Adopter une mesure d’« action positive », en imposant un quota de 40 % (voire 50 %) de femmes à la tête des CA des grandes entreprises d’ici à six ans est un passage désormais obligé : malgré les nombreuses lois et une certaine mobilisation de la négociation (7,5 % d’accords d’entreprises sur l’égalité), les inégalités persistent. Le plafond de verre en est l’une des figures emblématiques : en 2009, il n’y a que 10,5 % de femmes dans les CA des entreprises du CAC 40 et 8 % dans les 500 plus grandes entreprises. Si l’on pense que cette féminisation se fera naturellement, du fait de la présence de plus en plus importante des femmes parmi les diplômés, il faudra attendre longtemps pour que le principe constitutionnel, adopté en juillet 2008, d’« un accès égal des femmes et des hommes aux responsabilités professionnelles et sociales » voie le jour. Imposer un tel quota (avec une sanction à la clé) ne poserait pas de grandes difficultés à ces entreprises, car le vivier de femmes dirigeantes, compétentes, surdiplômées existe bel et bien. Le seul frein serait évidemment de convaincre des hommes de laisser leur place (en tout cas de limiter le cumul des sièges). Ce principe s’inspire d’ailleurs d’une loi norvégienne de 2004 qui a progressivement permis de parvenir à cette féminisation (de 7 % en 2003 à plus de 40 % en 2008) sans recourir à des sanctions pourtant lourdes.

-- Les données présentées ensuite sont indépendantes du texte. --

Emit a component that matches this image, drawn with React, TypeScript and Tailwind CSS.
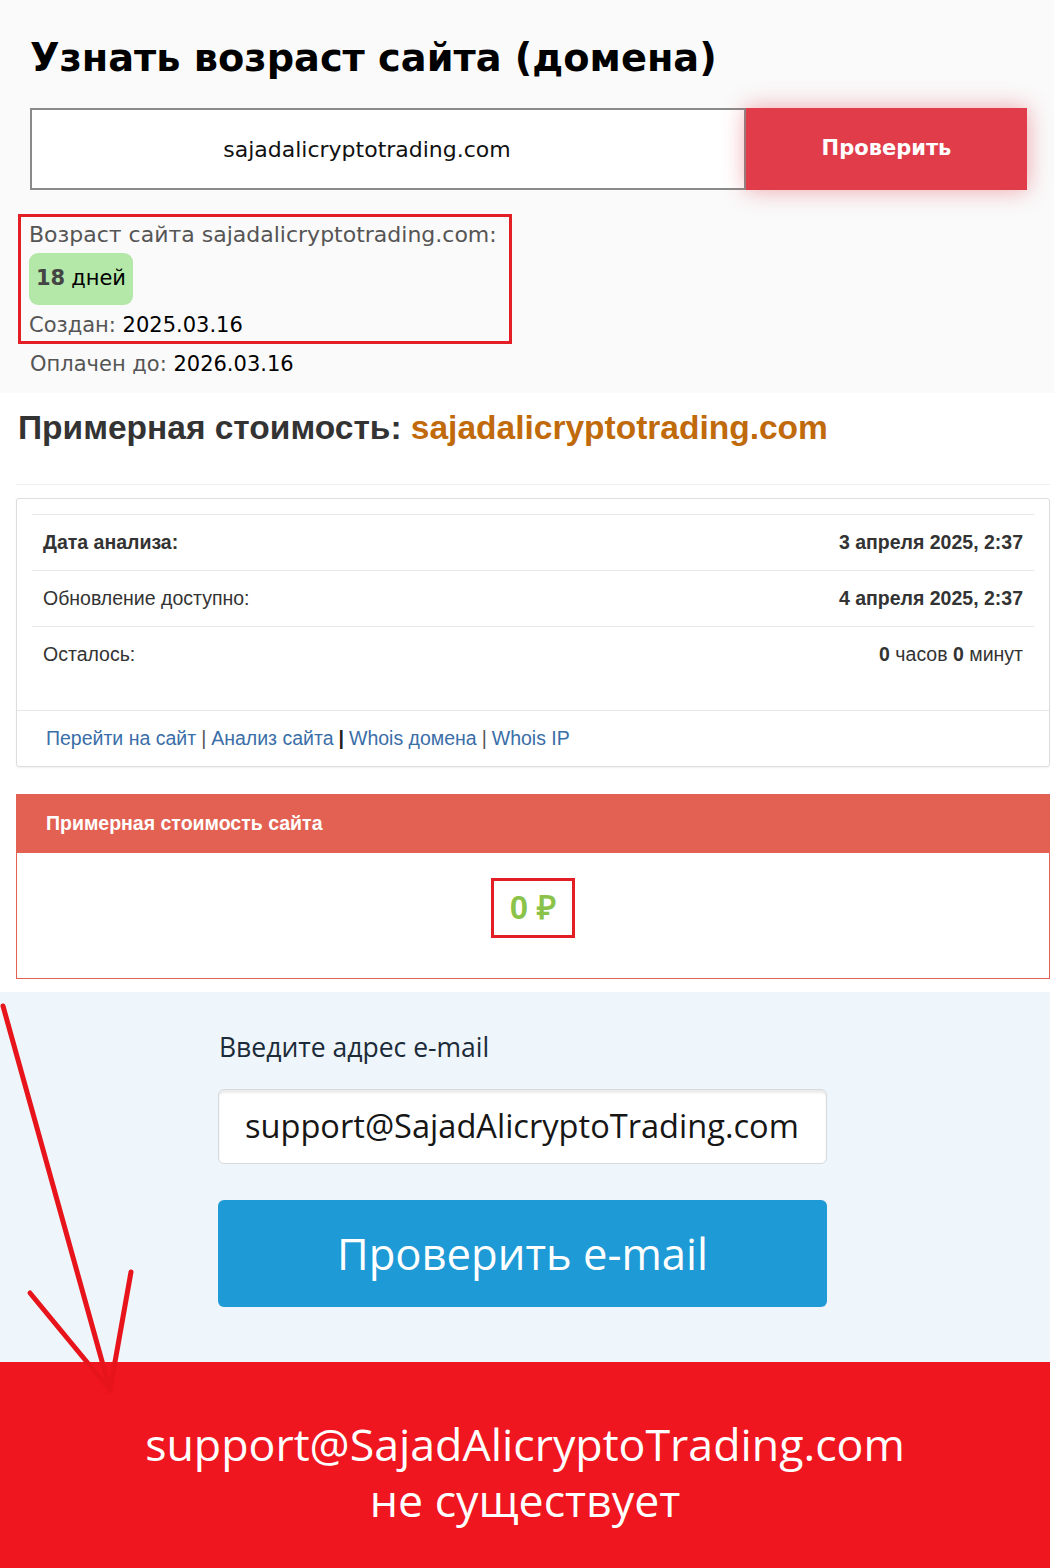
import React from "react";

const rows = [
  { label: "Дата анализа:", bold: true, value: <b>3 апреля 2025, 2:37</b> },
  { label: "Обновление доступно:", bold: false, value: <b>4 апреля 2025, 2:37</b> },
  {
    label: "Осталось:",
    bold: false,
    value: (
      <>
        <b>0</b> часов <b>0</b> минут
      </>
    ),
  },
];

function Arrow() {
  return (
    <svg
      className="pointer-events-none absolute left-0 top-0"
      width="1054"
      height="1568"
      viewBox="0 0 1054 1568"
    >
      <g stroke="#e8141c" strokeWidth="5" strokeLinecap="round" fill="none">
        <path d="M3 1006 L110 1390" />
        <path d="M30 1293 L110 1390" />
        <path d="M131 1272 L110 1390" />
      </g>
    </svg>
  );
}

export default function App() {
  return (
    <div className="relative w-[1054px] min-h-[1568px] bg-white font-['Liberation_Sans',Arial,sans-serif]">
      {/* Domain age */}
      <section className="h-[393px] bg-[#fafafa] pl-[30px] pt-[30px] font-['DejaVu_Sans','Noto_Sans',sans-serif]">
        <h1 className="text-[38.3px] font-bold leading-[56px] text-black">
          Узнать возраст сайта (домена)
        </h1>
        <div className="mt-[22px] flex h-[82px]">
          <div className="flex w-[716px] items-center justify-center border-2 border-[#8a8a8a] bg-white pr-[42px] text-[22px] text-[#111]">
            sajadalicryptotrading.com
          </div>
          <button className="w-[281px] bg-[#e03c4a] text-[21px] font-bold text-white shadow-[0_0_22px_rgba(224,60,74,0.45)]">
            Проверить
          </button>
        </div>
        <div className="-ml-[12px] mt-[24px] h-[130px] w-[494px] border-[3px] border-[#e31e24] pl-[8px] text-[#555]">
          <div className="text-[22px] leading-[36px]">Возраст сайта sajadalicryptotrading.com:</div>
          <div className="flex h-[52px] w-[104px] items-center justify-center rounded-[9px] bg-[#b4e8a9] text-[21px] text-black">
            <b className="mr-[6px] text-[#444]">18</b>дней
          </div>
          <div className="text-[21px] leading-[40px]">
            Создан: <span className="text-black">2025.03.16</span>
          </div>
        </div>
        <div className="text-[21px] leading-[40px] text-[#555]">
          Оплачен до: <span className="text-black">2026.03.16</span>
        </div>
      </section>

      {/* Site price */}
      <section className="w-[1050px] pl-[16px] pt-[15px]">
        <h2 className="pl-[2px] text-[33.5px] font-bold leading-[40px] text-[#333]">
          Примерная стоимость: <span className="text-[#c06a0c]">sajadalicryptotrading.com</span>
        </h2>
        <div className="mt-[36px] border-t border-[#eeeeee]" />
        <div className="mt-[13px] rounded-[3px] border border-[#dddddd] bg-white shadow-[0_1px_2px_rgba(0,0,0,0.06)]">
          <div className="px-[15px] pt-[15px] pb-[28px]">
            {rows.map((r) => (
              <div
                key={r.label}
                className="flex h-[56px] items-center justify-between border-t border-[#e8e8e8] px-[11px] text-[19.5px] text-[#333]"
              >
                <span className={r.bold ? "font-bold" : ""}>{r.label}</span>
                <span>{r.value}</span>
              </div>
            ))}
          </div>
          <div className="flex h-[56px] items-center border-t border-[#e8e8e8] pl-[29px] text-[19.5px] text-[#3a6ea8]">
            <span>Перейти на сайт</span>
            <span className="mx-[5px] text-[#555]">|</span>
            <span>Анализ сайта</span>
            <span className="mx-[5px] font-bold text-[#222]">|</span>
            <span>Whois домена</span>
            <span className="mx-[5px] text-[#555]">|</span>
            <span>Whois IP</span>
          </div>
        </div>

        <div className="mt-[27px] border border-[#e36152] bg-white">
          <div className="flex h-[58px] items-center bg-[#e36152] pl-[29px] text-[19.5px] font-bold text-white">
            Примерная стоимость сайта
          </div>
          <div className="flex h-[125px] items-start justify-center pt-[25px]">
            <div className="flex h-[60px] w-[84px] items-center justify-center border-[3px] border-[#e31e24] text-[33px] font-bold text-[#8bc34a]">
              0 ₽
            </div>
          </div>
        </div>
      </section>

      {/* Email check */}
      <section className="mt-[13px] h-[370px] w-[1050px] bg-[#eef6fb] pl-[218px] pt-[39px] font-['Open_Sans','Lato',sans-serif]">
        <div className="w-[609px]">
          <div className="pl-[1px] text-[26.5px] leading-[32px] text-[#1c2b39]">Введите адрес e-mail</div>
          <div className="mt-[26px] flex h-[75px] items-center rounded-[6px] border border-[#d6dade] bg-white pl-[26px] text-[32.6px] text-[#161616] shadow-[inset_0_3px_2px_rgba(0,0,0,0.08)]">
            support@SajadAlicryptoTrading.com
          </div>
          <button className="mt-[36px] flex h-[107px] w-full items-center justify-center rounded-[6px] bg-[#1e9ad6] text-[43.6px] text-white">
            Проверить e-mail
          </button>
        </div>
      </section>

      <section className="flex h-[206px] w-[1050px] flex-col items-center bg-[#ef1620] pt-[54px] font-['Open_Sans','Lato',sans-serif] text-[44.7px] leading-[56px] text-white">
        <div>support@SajadAlicryptoTrading.com</div>
        <div>не существует</div>
      </section>

      <Arrow />
    </div>
  );
}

Pour autant, des critiques peuvent être formulées : en premier lieu, viser les CA n’est qu’une étape : ce dispositif ne concernerait que 1 000 entreprises et ne porte pas sur les comités de direction, véritables lieux de pouvoir et de décision. Or les résultats ne sont guère encourageants sur ce plan (environ 13 % de femmes). La présence des femmes dans ces comités suppose un engagement des entreprises bien au-delà d’une seule politique d’affichage.

De plus, il ne faut pas limiter la question de l’égalité à leur seule représentation à la tête des CA. Cela est nécessaire mais loin d’être suffisant : que dire des inégalités salariales, de la précarité au féminin qui se développe avec la crise, notamment du temps partiel subi – mode d’emploi au féminin, généralisé dans certains secteurs ? Ces thèmes, parmi d’autres, semblent passer au second plan, alors que des sanctions prévues par la loi de 2006 devaient voir le jour en 2010. Les quotas, oui, mais à condition de poursuivre la lutte contre toutes les formes d’inégalités dans l’entreprise.

Daniel Lebègue Président de l’Institut français des administrateurs.

En 2005, l’Institut français des administrateurs (IFA) avait recommandé de se donner l’objectif, sur la base du volontariat, d’atteindre dans un délai de quatre ans la proportion de 20 % de femmes administratrices dans les conseils des grandes sociétés cotées. Quatre ans plus tard, nous constatons que la situation n’a pas évolué d’un iota, ce qui place la France à la traîne de la plupart des pays européens. C’est la raison pour laquelle nous pensons qu’il faut changer de méthode et accepter d’en passer par la loi, comme d’autres pays (Norvège, Espagne) l’ont fait ou envisagent de le faire.

Du point de vue de l’Institut français des administrateurs, il y a là, en effet, un enjeu essentiel en termes de gouvernance et donc de performance dans le long terme de nos entreprises. Pour bien travailler, nos conseils d’administration ont besoin d’administrateurs engagés, compétents et indépendants d’esprit. La diversité – d’expériences, de personnalités – constitue un plus pour un conseil. Or la plupart de nos conseils d’administration restent caractérisés par une très forte endogamie et une concentration des mandats d’administrateurs entre les mains d’un petit nombre de personnes ayant le même profil, le même cursus et une faible disponibilité compte tenu du cumul de leurs mandats avec des fonctions exécutives très prenantes.

Il nous semble donc urgent de favoriser un renouvellement de la composition des conseils. La promotion de la mixité et de la diversité est un des meilleurs leviers pour y parvenir. Mais, entend-on parfois, existe-t-il un vivier suffisant, en nombre et qualité, de candidates pour atteindre l’objectif ambitieux de 50 % de femmes dans les conseils de nos grandes sociétés cotées et entreprises publiques ? L’idée que, dans un pays comme le nôtre, où le niveau d’éducation est élevé et où près de la moitié des salariés sont des femmes, il ne serait pas possible de trouver une centaine de femmes qualifiées pour occuper des postes d’administrateurs est proprement stupéfiante. Dans le seul vivier des 2 500 adhérents de notre Institut français des administrateurs, ce sont près de 500 femmes qui ont déjà une expérience de la fonction ou qui se préparent de manière très professionnelle à l’exercer un jour prochain. Il reste à donner l’impulsion nécessaire afin d’enclencher le mouvement pour nos conseils, pour nos entreprises, pour la dynamique collective de notre pays ; le plus tôt sera le mieux.